Ramsay MacDonald on architectural economics

649px-James_Ramsay_MacDonald_in_1916
1866–1937

“Economic rent must be taken by the State, because it is created by circumstances of which the whole community is entitled to take advantage …. It is fundamental.”

“In a theological form …’the land is God’s common gift to all.’ Cast in its severely economic form, however, the point is equally effective. Rent is a toll, not a payment for service. By it social values are transferred from social pools into private pockets, and it becomes the means of vast economic exploitation. . . .Rent is obviously a common resource. Differences of fertility and value of site must be equalised by rent, and it ought to go to common funds and be spent in the common interest.”

We have all taken risks in the making of war. Isn’t it time that we should take risks to secure peace?

He was born a bastard in a Scottish peasant fishing village to a maidservant and a plowman he hardly ever got to know, yet he became one of the great architects of the British Labour party and was three times the prime minister of Great Britain. Furthermore, he is still respected as one of the great pioneering pacifists in world history. Yet his descent was as spectacular as his rise, as he was to be bitterly reviled as a traitor by the party he shaped, and he died a broken, half-mad and pathetic figure.

James Ramsay MacDonald was brought up in his grandmother’s cottage and, with a simple local education, showed no signs of his meteoric ascent. He worked as a teacher locally and then moved to London where he became a clerk and then a journalist.

He joined the Independent Labour Party in 1893 and stood unsuccessfully as a parliamentary candidate in 1895, but continued to rise through the party ranks. It has to be said that what gave him his big break was not just his raw abilities. He married into money – lots of it. In 1897 he married into the Gladstone family – wife Margaret bucked the classist culture of her times to marry way below her station in life, and was thereafter able to finance Ramsay’s political career, as well as their extensive travels which undoubtedly broadened his perspective. With his skills as a great orator, dashing good looks and with a rare ability to plan and organise, he became leader of the reformed Labour Party in 1911.

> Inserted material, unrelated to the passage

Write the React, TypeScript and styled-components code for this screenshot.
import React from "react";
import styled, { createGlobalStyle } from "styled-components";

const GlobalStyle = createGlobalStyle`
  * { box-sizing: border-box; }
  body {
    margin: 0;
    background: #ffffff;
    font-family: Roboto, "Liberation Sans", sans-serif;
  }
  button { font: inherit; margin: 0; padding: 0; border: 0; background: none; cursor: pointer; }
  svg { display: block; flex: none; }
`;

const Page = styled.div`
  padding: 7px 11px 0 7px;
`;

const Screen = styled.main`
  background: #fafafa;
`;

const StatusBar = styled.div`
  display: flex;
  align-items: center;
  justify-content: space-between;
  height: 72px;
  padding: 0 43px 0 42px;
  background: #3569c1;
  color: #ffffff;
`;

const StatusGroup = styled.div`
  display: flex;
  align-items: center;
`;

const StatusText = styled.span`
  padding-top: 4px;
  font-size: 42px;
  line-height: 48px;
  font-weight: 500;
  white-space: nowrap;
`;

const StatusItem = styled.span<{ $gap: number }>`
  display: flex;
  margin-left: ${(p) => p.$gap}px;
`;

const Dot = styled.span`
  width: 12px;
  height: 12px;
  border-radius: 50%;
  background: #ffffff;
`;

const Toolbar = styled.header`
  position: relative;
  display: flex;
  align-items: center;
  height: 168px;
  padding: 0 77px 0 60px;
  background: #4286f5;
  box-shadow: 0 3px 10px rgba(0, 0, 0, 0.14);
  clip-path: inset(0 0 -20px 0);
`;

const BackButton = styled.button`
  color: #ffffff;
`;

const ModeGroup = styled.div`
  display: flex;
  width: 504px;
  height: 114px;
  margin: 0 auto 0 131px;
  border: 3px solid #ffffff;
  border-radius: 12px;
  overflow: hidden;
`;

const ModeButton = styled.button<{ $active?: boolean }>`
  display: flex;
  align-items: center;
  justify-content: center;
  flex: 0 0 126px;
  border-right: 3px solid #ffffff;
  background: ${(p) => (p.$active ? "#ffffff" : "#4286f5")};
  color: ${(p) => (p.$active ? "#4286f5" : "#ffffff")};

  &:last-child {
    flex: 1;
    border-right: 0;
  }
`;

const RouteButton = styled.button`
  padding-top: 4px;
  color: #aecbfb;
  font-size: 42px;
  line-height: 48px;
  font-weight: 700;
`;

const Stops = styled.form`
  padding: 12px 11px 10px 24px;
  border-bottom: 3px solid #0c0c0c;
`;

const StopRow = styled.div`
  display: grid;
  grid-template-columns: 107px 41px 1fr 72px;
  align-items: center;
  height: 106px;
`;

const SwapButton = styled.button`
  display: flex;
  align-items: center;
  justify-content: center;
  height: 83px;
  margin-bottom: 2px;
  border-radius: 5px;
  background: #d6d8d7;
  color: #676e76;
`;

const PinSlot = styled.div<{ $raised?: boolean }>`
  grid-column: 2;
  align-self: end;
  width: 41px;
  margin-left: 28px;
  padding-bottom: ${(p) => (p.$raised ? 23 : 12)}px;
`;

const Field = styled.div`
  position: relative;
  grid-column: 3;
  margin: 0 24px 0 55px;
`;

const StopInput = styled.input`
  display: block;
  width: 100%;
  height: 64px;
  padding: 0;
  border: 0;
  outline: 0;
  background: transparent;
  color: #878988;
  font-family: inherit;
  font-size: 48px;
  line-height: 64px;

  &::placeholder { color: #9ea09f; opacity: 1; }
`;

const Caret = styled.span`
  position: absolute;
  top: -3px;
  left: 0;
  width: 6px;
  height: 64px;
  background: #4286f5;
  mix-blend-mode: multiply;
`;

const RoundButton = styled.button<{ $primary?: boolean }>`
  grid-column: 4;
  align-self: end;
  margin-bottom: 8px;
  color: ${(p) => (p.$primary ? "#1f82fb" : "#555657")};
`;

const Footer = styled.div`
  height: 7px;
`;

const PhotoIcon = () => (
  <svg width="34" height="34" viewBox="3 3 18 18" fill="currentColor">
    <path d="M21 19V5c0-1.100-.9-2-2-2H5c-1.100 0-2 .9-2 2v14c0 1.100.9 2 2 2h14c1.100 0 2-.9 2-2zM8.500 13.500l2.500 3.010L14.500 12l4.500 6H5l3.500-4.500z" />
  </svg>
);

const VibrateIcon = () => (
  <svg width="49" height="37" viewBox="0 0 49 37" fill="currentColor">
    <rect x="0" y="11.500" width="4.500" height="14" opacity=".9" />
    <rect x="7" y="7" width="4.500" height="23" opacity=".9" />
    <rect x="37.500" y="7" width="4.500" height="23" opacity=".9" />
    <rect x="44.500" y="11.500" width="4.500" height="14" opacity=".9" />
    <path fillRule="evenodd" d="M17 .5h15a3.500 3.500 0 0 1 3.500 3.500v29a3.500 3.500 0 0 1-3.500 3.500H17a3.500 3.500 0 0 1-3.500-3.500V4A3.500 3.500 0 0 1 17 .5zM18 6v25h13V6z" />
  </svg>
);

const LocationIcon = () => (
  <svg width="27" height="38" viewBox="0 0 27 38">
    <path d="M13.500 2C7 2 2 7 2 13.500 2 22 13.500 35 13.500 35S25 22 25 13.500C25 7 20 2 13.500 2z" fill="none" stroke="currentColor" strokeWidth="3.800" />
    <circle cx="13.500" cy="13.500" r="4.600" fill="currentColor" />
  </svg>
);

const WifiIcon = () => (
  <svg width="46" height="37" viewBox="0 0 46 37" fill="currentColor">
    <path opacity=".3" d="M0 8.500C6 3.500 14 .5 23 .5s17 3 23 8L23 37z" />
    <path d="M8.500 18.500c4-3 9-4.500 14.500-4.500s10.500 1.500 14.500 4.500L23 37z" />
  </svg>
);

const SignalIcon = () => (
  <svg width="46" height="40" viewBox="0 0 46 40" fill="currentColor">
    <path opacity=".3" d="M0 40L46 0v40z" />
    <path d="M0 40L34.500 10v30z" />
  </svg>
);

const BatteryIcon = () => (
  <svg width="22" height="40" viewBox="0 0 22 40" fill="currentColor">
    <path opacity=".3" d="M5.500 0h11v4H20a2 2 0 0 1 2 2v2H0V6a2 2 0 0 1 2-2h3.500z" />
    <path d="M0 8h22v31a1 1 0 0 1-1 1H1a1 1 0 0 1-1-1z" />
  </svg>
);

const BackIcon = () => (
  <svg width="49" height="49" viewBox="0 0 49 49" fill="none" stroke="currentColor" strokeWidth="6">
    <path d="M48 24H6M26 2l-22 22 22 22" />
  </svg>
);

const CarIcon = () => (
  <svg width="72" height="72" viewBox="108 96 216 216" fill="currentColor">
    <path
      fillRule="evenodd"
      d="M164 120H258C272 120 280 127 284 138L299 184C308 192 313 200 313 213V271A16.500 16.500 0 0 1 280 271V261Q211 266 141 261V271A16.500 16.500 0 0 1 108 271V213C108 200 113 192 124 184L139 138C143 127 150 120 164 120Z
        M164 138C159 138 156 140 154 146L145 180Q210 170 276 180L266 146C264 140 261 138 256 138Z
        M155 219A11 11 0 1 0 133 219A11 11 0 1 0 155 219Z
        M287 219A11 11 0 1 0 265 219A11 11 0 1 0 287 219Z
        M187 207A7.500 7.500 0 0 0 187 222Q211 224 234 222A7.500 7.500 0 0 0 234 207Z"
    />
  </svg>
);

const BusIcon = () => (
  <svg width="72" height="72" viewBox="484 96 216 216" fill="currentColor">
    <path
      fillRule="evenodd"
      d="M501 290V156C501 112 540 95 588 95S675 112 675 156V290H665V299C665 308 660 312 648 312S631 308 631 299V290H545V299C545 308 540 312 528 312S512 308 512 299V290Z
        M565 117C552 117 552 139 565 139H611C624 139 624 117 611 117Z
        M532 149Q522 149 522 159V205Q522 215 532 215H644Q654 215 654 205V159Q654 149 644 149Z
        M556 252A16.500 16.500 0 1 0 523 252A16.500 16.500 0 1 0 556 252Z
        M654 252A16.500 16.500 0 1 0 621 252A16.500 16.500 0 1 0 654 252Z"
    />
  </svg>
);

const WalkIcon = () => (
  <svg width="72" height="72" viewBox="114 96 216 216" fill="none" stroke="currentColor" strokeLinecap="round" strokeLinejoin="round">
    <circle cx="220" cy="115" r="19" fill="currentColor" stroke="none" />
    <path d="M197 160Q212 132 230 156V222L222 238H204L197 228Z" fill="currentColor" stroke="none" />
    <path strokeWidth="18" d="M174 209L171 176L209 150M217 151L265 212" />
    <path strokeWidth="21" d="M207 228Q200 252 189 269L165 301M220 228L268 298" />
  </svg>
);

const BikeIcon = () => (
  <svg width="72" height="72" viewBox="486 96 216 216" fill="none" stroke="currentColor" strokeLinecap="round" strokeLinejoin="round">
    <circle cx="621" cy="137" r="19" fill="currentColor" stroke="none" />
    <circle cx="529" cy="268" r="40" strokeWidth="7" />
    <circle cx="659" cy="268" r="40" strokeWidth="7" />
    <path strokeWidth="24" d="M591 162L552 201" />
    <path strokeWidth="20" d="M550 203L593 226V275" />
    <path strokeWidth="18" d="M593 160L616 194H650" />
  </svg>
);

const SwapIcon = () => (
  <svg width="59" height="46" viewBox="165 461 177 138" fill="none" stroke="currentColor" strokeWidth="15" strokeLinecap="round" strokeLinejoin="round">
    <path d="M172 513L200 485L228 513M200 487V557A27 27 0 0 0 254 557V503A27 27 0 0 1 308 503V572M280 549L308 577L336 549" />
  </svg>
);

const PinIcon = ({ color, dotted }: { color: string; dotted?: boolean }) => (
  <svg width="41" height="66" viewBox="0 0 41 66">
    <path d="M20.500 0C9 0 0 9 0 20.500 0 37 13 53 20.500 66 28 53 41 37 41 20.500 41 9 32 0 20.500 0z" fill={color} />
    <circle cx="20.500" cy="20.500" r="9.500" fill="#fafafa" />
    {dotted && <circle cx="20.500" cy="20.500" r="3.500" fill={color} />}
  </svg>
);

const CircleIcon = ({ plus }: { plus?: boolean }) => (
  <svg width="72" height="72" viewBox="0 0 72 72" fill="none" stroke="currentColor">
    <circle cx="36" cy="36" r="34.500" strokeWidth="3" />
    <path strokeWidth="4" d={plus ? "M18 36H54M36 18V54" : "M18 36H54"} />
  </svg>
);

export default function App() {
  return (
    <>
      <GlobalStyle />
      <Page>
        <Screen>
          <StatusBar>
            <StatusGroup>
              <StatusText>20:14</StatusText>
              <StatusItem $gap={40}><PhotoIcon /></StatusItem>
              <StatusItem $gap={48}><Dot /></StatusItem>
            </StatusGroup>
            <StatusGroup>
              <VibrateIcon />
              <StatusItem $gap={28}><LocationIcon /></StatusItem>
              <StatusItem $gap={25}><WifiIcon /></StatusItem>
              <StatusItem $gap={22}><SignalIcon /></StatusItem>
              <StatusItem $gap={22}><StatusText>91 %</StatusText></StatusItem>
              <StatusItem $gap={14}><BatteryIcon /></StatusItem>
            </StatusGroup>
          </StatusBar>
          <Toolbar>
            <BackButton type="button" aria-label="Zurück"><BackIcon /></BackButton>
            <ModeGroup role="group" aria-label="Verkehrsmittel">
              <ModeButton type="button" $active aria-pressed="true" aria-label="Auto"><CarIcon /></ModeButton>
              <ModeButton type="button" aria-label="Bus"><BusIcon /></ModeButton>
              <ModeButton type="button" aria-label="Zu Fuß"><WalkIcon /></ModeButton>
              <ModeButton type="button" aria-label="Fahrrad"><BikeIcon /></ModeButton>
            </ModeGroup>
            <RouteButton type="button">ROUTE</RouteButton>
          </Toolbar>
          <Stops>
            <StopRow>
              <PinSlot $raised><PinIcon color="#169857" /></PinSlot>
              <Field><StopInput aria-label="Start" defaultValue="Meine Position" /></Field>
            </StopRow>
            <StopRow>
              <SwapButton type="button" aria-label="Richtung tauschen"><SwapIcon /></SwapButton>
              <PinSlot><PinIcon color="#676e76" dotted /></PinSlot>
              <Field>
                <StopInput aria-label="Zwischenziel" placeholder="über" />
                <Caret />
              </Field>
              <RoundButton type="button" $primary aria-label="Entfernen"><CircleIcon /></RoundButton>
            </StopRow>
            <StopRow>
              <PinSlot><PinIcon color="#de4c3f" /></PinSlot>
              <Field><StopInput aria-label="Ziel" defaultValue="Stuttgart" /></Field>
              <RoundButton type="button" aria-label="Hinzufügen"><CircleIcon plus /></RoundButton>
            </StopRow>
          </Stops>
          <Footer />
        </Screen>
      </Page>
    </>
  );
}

The early Labour Party was a largely unimaginative grouping of ageing trade-unionists, but Ramsay sought to give the new party a distinct ideology, and revitalised its direction with a new sweeping policy platform. But in 1914, the principled Ramsay resigned as party leader because of his opposition to Britain’s entering the Great War. Many of us would applaud his stance today on this ridiculous war, but in those times, with the drum-beat of infantile nationalism banging loud, Ramsay’s stance was a brave one. For instance, in 1916 he was expelled from his golf club for allegedly bringing the club into disrepute because of his pacifist views.

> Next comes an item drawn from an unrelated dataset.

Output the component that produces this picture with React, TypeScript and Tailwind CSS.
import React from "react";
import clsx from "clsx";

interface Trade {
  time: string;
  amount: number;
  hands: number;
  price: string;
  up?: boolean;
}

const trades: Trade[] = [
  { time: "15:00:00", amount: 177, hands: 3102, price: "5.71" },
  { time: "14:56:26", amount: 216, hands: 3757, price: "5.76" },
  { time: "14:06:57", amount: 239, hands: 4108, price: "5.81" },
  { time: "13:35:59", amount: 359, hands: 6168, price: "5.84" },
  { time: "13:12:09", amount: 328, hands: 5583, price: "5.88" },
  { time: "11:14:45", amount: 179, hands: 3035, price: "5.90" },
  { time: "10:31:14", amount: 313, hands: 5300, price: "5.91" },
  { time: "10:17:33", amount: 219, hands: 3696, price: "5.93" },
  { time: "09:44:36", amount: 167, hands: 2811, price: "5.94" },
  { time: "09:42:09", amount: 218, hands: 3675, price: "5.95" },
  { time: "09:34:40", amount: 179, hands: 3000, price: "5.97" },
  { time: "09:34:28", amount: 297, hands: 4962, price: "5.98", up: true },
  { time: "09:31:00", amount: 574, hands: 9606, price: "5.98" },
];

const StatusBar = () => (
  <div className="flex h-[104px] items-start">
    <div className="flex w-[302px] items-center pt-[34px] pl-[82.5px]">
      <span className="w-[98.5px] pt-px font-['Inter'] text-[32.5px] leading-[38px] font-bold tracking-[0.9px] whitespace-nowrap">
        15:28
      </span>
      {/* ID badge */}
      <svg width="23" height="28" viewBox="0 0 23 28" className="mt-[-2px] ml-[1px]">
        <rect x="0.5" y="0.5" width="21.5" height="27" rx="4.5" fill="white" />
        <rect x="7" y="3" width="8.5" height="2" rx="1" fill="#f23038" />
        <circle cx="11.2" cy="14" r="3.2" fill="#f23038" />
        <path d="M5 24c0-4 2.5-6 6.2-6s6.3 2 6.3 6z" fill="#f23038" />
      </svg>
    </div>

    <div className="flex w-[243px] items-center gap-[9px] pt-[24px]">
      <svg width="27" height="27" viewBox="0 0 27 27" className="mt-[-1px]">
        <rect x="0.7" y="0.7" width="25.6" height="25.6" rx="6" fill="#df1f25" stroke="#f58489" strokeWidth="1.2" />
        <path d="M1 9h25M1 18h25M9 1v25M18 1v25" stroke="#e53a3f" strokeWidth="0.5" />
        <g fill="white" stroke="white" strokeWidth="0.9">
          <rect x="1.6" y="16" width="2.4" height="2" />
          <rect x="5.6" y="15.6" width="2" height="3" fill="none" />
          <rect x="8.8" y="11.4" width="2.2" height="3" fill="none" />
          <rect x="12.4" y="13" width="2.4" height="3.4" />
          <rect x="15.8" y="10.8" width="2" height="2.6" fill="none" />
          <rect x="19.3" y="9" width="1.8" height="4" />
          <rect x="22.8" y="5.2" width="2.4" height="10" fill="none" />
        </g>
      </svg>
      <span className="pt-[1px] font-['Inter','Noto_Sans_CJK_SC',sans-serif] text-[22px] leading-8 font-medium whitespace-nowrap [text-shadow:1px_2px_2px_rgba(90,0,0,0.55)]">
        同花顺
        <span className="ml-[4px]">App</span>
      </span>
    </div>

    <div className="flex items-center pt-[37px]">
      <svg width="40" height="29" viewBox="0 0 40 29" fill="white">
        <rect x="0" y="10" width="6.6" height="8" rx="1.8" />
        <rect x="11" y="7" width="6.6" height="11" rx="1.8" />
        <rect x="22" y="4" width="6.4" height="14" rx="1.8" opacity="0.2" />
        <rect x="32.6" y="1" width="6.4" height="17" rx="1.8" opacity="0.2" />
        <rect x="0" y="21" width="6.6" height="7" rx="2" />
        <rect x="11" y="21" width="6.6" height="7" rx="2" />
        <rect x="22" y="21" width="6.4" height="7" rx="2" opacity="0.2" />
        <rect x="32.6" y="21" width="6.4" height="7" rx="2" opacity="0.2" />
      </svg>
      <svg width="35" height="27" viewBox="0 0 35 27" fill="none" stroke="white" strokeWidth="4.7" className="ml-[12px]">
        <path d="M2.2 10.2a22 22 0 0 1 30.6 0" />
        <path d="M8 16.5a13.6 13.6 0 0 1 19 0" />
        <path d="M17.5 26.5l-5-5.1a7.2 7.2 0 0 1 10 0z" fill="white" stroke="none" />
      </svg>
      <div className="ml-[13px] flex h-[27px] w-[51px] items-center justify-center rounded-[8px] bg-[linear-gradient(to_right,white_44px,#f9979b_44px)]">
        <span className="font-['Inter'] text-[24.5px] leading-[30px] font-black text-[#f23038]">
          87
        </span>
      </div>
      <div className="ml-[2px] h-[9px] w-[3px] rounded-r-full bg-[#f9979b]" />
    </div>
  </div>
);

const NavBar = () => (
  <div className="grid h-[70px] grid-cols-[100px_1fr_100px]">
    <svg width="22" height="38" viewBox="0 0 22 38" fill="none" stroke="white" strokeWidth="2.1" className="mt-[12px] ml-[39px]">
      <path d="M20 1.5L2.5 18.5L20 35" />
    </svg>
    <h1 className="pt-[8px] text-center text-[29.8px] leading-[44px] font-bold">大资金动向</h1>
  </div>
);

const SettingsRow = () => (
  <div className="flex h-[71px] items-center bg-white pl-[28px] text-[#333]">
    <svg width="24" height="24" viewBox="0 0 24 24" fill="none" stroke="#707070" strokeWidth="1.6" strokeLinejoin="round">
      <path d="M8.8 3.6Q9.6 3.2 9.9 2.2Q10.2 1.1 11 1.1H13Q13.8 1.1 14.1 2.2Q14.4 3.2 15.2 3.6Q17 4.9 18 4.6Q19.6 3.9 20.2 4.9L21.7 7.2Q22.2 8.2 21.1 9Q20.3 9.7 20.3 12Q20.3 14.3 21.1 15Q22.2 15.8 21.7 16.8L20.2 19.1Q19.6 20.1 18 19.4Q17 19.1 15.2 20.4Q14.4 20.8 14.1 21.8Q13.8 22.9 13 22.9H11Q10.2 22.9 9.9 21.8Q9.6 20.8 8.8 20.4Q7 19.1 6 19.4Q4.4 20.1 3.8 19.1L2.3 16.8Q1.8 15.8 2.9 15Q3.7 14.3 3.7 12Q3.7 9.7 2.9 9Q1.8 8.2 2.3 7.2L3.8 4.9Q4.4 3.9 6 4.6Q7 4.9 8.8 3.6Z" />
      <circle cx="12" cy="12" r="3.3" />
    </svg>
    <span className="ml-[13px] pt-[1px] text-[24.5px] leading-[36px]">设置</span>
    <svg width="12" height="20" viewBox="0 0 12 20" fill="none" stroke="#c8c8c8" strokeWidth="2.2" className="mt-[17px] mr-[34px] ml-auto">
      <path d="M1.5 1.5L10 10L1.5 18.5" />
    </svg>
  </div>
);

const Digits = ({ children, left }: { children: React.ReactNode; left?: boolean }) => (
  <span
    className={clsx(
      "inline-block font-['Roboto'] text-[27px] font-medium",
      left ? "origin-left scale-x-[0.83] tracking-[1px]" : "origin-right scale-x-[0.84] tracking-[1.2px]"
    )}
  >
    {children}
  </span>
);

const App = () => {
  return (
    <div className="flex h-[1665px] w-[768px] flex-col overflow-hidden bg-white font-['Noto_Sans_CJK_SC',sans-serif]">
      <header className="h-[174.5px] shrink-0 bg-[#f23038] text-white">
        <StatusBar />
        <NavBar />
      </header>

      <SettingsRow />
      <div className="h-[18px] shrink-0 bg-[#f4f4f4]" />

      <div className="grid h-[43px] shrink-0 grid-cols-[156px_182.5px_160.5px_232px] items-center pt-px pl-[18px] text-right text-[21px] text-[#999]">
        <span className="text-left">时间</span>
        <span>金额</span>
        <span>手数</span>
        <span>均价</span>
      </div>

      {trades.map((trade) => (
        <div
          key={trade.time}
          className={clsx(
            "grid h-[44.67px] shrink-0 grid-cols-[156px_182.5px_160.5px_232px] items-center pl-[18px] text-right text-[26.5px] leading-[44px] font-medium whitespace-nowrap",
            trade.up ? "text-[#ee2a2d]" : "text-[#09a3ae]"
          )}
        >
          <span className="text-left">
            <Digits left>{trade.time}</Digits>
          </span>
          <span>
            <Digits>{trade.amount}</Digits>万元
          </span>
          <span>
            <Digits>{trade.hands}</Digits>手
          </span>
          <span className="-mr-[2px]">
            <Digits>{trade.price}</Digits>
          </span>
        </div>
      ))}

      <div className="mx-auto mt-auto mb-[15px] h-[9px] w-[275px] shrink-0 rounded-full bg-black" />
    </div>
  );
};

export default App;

He returned to officially become party leader again in 1922. By this time, Labour had replaced the Liberals as the main anti-Conservative party, and in 1924 took office for the first time, with the support of the Liberals. The 1924 Labour government was overwhelmed in less than a year by various ‘red scares’, manufactured by the press and by opposition parties.

In 1929 Ramsay returned to power, but his government was soon faced with a worldwide economic recession, for which it was not prepared. But in 1931, Ramsay and a group of leading ministers felt they had no alternative but to cut public expenditure, including unemployment benefits. The cabinet split, leaving Ramsay to form a National Government with Conservative, and some Liberal, support – this was the outrageous sell-out that angered the Labour faithful. The subsequent general election decimated the Labour Party but left Ramsay and his tiny handful of ‘National Labour’ MPs in power – although as little more than a front for a Conservative-dominated administration.

Ramsay had taken in his geoist views more by osmosis than formal study. The period of 1909 to 1920 was when British geoists, led by PM Lloyd George and Winston Churchill, took the fight for land taxes to the brink of victory, only to be defeated by the landed gentry in the House of Lords. In 1924 Ramsay appointed Philip Snowden as Chancellor of the Exchequer, whose geoist credentials were made clear when he asserted, “Every reform not based on common ownership of the land was simply subsidising landlordism.” In fact in that same year an article by Ramsay on economic rent was published in the British geoist magazine, Land and Liberty.

Ramsay soldiered on as prime minister until 1935, when he lost his seat and left parliament. By then, however, he was an increasingly forlorn and unhappy figure, treated with contempt by Conservatives and with hatred by members of the party of which he had once been the unchallenged and charismatic leader. He was on a ship on his way to America, in an attempt to restore his physical and mental health, when he died in 1937.

His actual geoist achievements add up to a big fat nothing, so what went wrong? Many put it down to personality flaws, as Ramsay was basically a shy and insecure man. His loneliness made him vulnerable to friendships in aristocratic circles later in life especially when the Conservatives unintentionally became his political allies in his second government. And let’s not forget the tumultuous period in which he was living and governing – political intrigue, shifting alliances, the Great Depression as well as the Great War and its lingering aftermath. Let’s understand him, if not entirely forgive him.